LEWIN'S FIELD THEORY
"Field theory," an application derived from Gestalt theory involving a view of social activities and personality dynamics, received a most articulate expression in Kurt Lewin’s work. In the Gestalt tradition, Lewin argued that personality should be viewed in the context of a dynamic field of individual-environmental interactions.
Lewin believed this "field" to be a Gestalt psychological environment existing in an individual's or in the collective group’s mind at a certain point in time that can be mathematically described in a topological constellation of constructs. Lewin’s model of the "interactive field" of an individual is based on his notion of "hodological space," which is defined as a geometrical system emphasizing a) movement along psychologically directed pathways, b) the dynamics of person-environment interactions, and c) the person’s behavior at environmental obstacles or barriers. The person is viewed in terms of an individual life space, containing not only the predominance of the present hodological space with psychologically directed pathways of movement, but also representations of the past experiences and future expectations.
This "field" is very dynamic, changing with time and experience.
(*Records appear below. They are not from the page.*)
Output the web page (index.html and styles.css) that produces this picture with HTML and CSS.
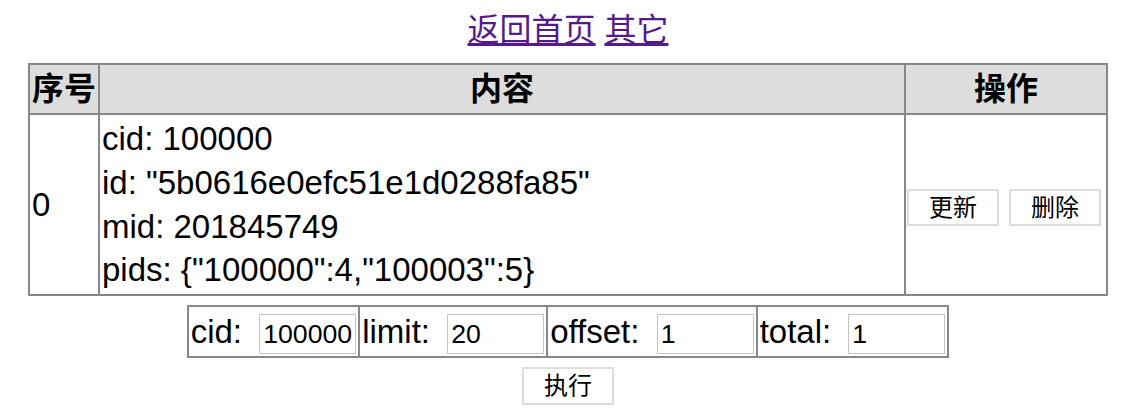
FILE: index.html
```html
<!DOCTYPE html>
<html lang="zh">
<head>
<meta charset="utf-8">
<title>列表</title>
<link rel="stylesheet" href="styles.css">
</head>
<body>
<div class="nav"><a href="#">返回首页</a> <a href="#">其它</a></div>
<table class="list">
  <colgroup>
    <col class="c-idx">
    <col class="c-content">
    <col class="c-op">
  </colgroup>
  <thead>
    <tr><th>序号</th><th>内容</th><th>操作</th></tr>
  </thead>
  <tbody>
    <tr>
      <td class="idx">0</td>
      <td class="content">
        <div>cid: 100000</div>
        <div>id: "5b0616e0efc51e1d0288fa85"</div>
        <div>mid: 201845749</div>
        <div>pids: {"100000":4,"100003":5}</div>
      </td>
      <td class="op"><button class="btn">更新</button><button class="btn">删除</button></td>
    </tr>
  </tbody>
</table>
<table class="query">
  <tr>
    <td>cid: <input class="field" value="100000"></td>
    <td>limit: <input class="field" value="20"></td>
    <td>offset: <input class="field" value="1"></td>
    <td>total: <input class="field" value="1"></td>
  </tr>
</table>
<div class="actions"><button class="btn">执行</button></div>
</body>
</html>
```
FILE: styles.css
```css
body {
  margin: 8px;
  font-family: "Liberation Sans", "Noto Sans CJK SC", sans-serif;
  font-size: 32px;
  color: #000;
  background: #fff;
}
.nav {
  text-align: center;
  line-height: 44px;
  margin-bottom: 11px;
}
.nav a {
  color: #551a8b;
  text-decoration: underline;
}
table {
  border-collapse: collapse;
  margin: 0 auto;
}
td, th {
  border: 2px solid #888;
  padding: 2px;
  line-height: 44px;
}
.list {
  width: 1080px;
  table-layout: fixed;
}
.c-idx { width: 70px; }
.c-op { width: 202px; }
.list th {
  background: #ddd;
  font-weight: bold;
  text-align: center;
}
.list td {
  vertical-align: middle;
  text-align: left;
}
.idx, .content {
  font-size: 33px;
}
.content div {
  line-height: 43.75px;
}
.op {
  padding: 0 1px;
  white-space: nowrap;
}
.btn {
  font-family: "Liberation Sans", "Noto Sans CJK SC", sans-serif;
  font-size: 24px;
  line-height: 29px;
  background: #fff;
  border: 2px solid #ddd;
  padding: 2px 20px;
  margin: 0;
  color: #000;
}
.op .btn + .btn {
  margin-left: 10px;
}
.query {
  margin-top: 9px;
}
.query td {
  white-space: nowrap;
  padding: 2px;
  font-size: 33px;
  line-height: 45px;
}
.field {
  font-family: "Liberation Sans", sans-serif;
  font-size: 26.67px;
  width: 97px;
  height: 40px;
  box-sizing: border-box;
  border: 1px solid #c4c4c4;
  padding: 2px 3px;
  margin: 0 0 0 8px;
  vertical-align: middle;
}
.actions {
  text-align: center;
  margin-top: 7px;
}
.actions .btn {
  line-height: 30px;
}
```
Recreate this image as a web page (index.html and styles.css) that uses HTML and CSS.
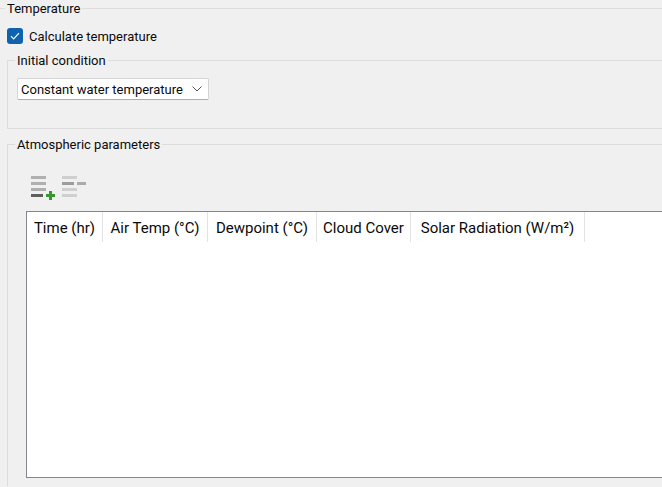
FILE: index.html
```html
<!DOCTYPE html>
<html lang="en">
<head>
    <meta charset="UTF-8">
    <title>Temperature</title>
    <link rel="stylesheet" href="styles.css">
</head>
<body>
    <fieldset class="group group-outer">
        <legend>Temperature</legend>

        <label class="check-row">
            <span class="checkbox">
                <svg width="10" height="8" viewBox="0 0 10 8"><path d="M1 4.2 3.6 6.8 9 1.2" fill="none" stroke="#fff" stroke-width="1.2"/></svg>
            </span>
            Calculate temperature
        </label>

        <fieldset class="group group-initial">
            <legend>Initial condition</legend>
            <div class="combo">
                <span>Constant water temperature</span>
                <svg width="10" height="6" viewBox="0 0 10 6"><path d="M.5 .5 5 5 9.5 .5" fill="none" stroke="#555" stroke-width="1"/></svg>
            </div>
        </fieldset>

        <fieldset class="group group-atmos">
            <legend>Atmospheric parameters</legend>

            <div class="toolbar">
                <svg width="26" height="25" viewBox="0 0 26 25">
                    <rect x="0" y="0" width="15" height="3" fill="#b0b0b0"/>
                    <rect x="0" y="6" width="15" height="3" fill="#b0b0b0"/>
                    <rect x="0" y="12" width="15" height="3" fill="#b0b0b0"/>
                    <rect x="0" y="18" width="12" height="3" fill="#5e5e5e"/>
                    <path d="M18 15h3v3h3v3h-3v3h-3v-3h-3v-3h3z" fill="#3a962e"/>
                </svg>
                <svg width="25" height="21" viewBox="0 0 25 21">
                    <rect x="0" y="0" width="15" height="3" fill="#cfcfcf"/>
                    <rect x="0" y="6" width="12" height="3" fill="#9c9c9c"/>
                    <rect x="15" y="6" width="9" height="3" fill="#ababab"/>
                    <rect x="0" y="12" width="15" height="3" fill="#cfcfcf"/>
                    <rect x="0" y="18" width="15" height="3" fill="#cfcfcf"/>
                </svg>
            </div>

            <div class="table-box">
                <table>
                    <thead>
                        <tr>
                            <th class="col-time">Time (hr)</th>
                            <th class="col-air">Air Temp (°C)</th>
                            <th class="col-dew">Dewpoint (°C)</th>
                            <th class="col-cloud">Cloud Cover</th>
                            <th class="col-solar">Solar Radiation (W/m²)</th>
                        </tr>
                    </thead>
                </table>
            </div>
        </fieldset>
    </fieldset>
</body>
</html>
```

FILE: styles.css
```css
html, body {
    height: 100%;
}

body {
    margin: 0;
    background-color: #f0f0f0;
    font-family: 'Roboto', sans-serif;
    font-size: 13px;
    color: #0a0a0a;
    overflow: hidden;
}

.group {
    border: 1px solid #dcdcdc;
    margin: 0;
    padding: 0;
    min-width: 0;
}

.group legend {
    padding: 0 2px;
    line-height: 17px;
}

.group-outer {
    margin: 0 -20px 0 -20px;
    padding: 0 0 0 26px;
    border-bottom: none;
    height: 487px;
    box-sizing: border-box;
}

.group-outer > legend {
    margin-left: -2px;
}

.check-row {
    display: flex;
    align-items: center;
    gap: 6px;
    height: 16px;
    margin-top: 11px;
}

.checkbox {
    display: flex;
    align-items: center;
    justify-content: center;
    width: 16px;
    height: 16px;
    background-color: #0f62ae;
    border-radius: 3px;
}

.group-initial {
    margin-top: 8px;
    padding: 0 0 27px 9px;
    height: 77px;
    box-sizing: border-box;
}

.group-initial legend {
    margin-left: -2px;
}

.group-atmos legend {
    margin-left: -11px;
}

.combo {
    display: flex;
    align-items: center;
    justify-content: space-between;
    box-sizing: border-box;
    width: 192px;
    height: 22px;
    margin-top: 9px;
    padding: 0 6px 0 3px;
    background-color: #fff;
    border: 1px solid #d4d4d4;
    border-bottom-color: #adadad;
    border-radius: 2px;
    white-space: nowrap;
}

.group-atmos {
    margin-top: 7px;
    padding: 0 0 0 18px;
    height: 350px;
    box-sizing: border-box;
    border-bottom: none;
}

.toolbar {
    display: flex;
    gap: 5px;
    align-items: flex-start;
    height: 25px;
    margin-top: 23px;
    padding-left: 5px;
}

.table-box {
    box-sizing: border-box;
    height: 267px;
    margin-top: 10px;
    background-color: #fff;
    border: 1px solid #85858f;
}

table {
    border-collapse: collapse;
    table-layout: fixed;
}

th {
    height: 29px;
    padding: 1px 0 0;
    font-weight: normal;
    font-size: 15px;
    text-align: center;
    white-space: nowrap;
    border-right: 1px solid #e3e3e3;
}

.col-time { width: 75px; }
.col-air { width: 104px; }
.col-dew { width: 108px; }
.col-cloud { width: 93px; }
.col-solar { width: 173px; }
```
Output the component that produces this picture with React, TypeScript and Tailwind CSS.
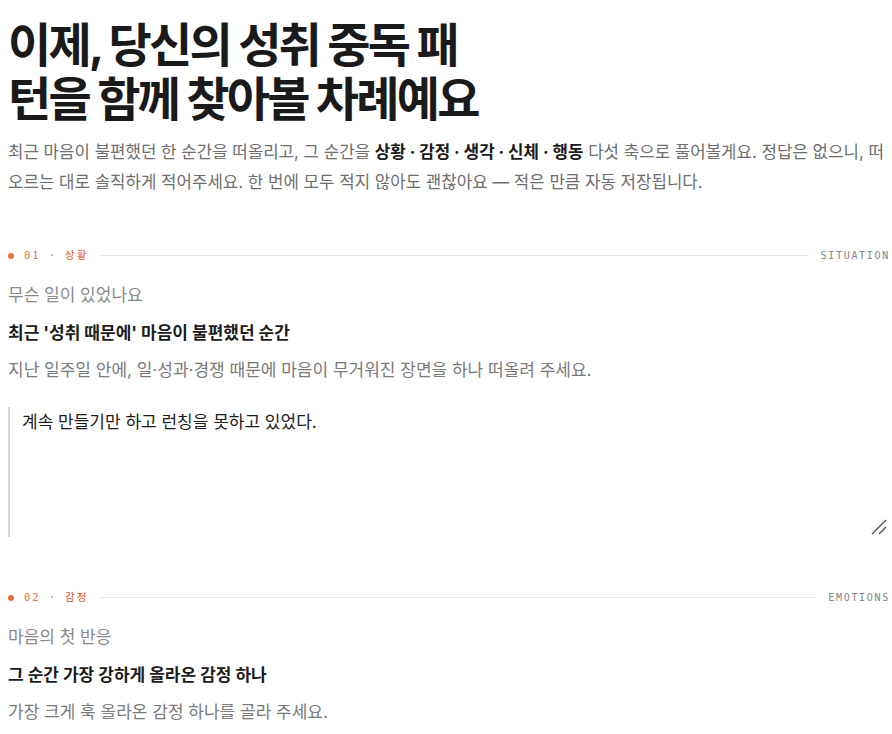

When fully constructed, an individual's "field" (Lewin used the term "life space") describes that person's motives, values, needs, moods, goals, anxieties, and ideals. Lewin believed that changes of an individual's "life space" depend upon that individual's internalization of external stimuli (from the physical and social world) into the "life space."
Although Lewin did not use the word "experiential," (see experiential learning) he nonetheless believed that interaction (experience) of the "life space" with "external stimuli" (at what he called the "boundary zone") were important for development (or regression). For Lewin, development (including regression) of an individual occurs when their "life space" has a "boundary zone" experience with external stimuli. It is not merely the experience that causes change in the "life space," but the acceptance (internalization) of external stimuli.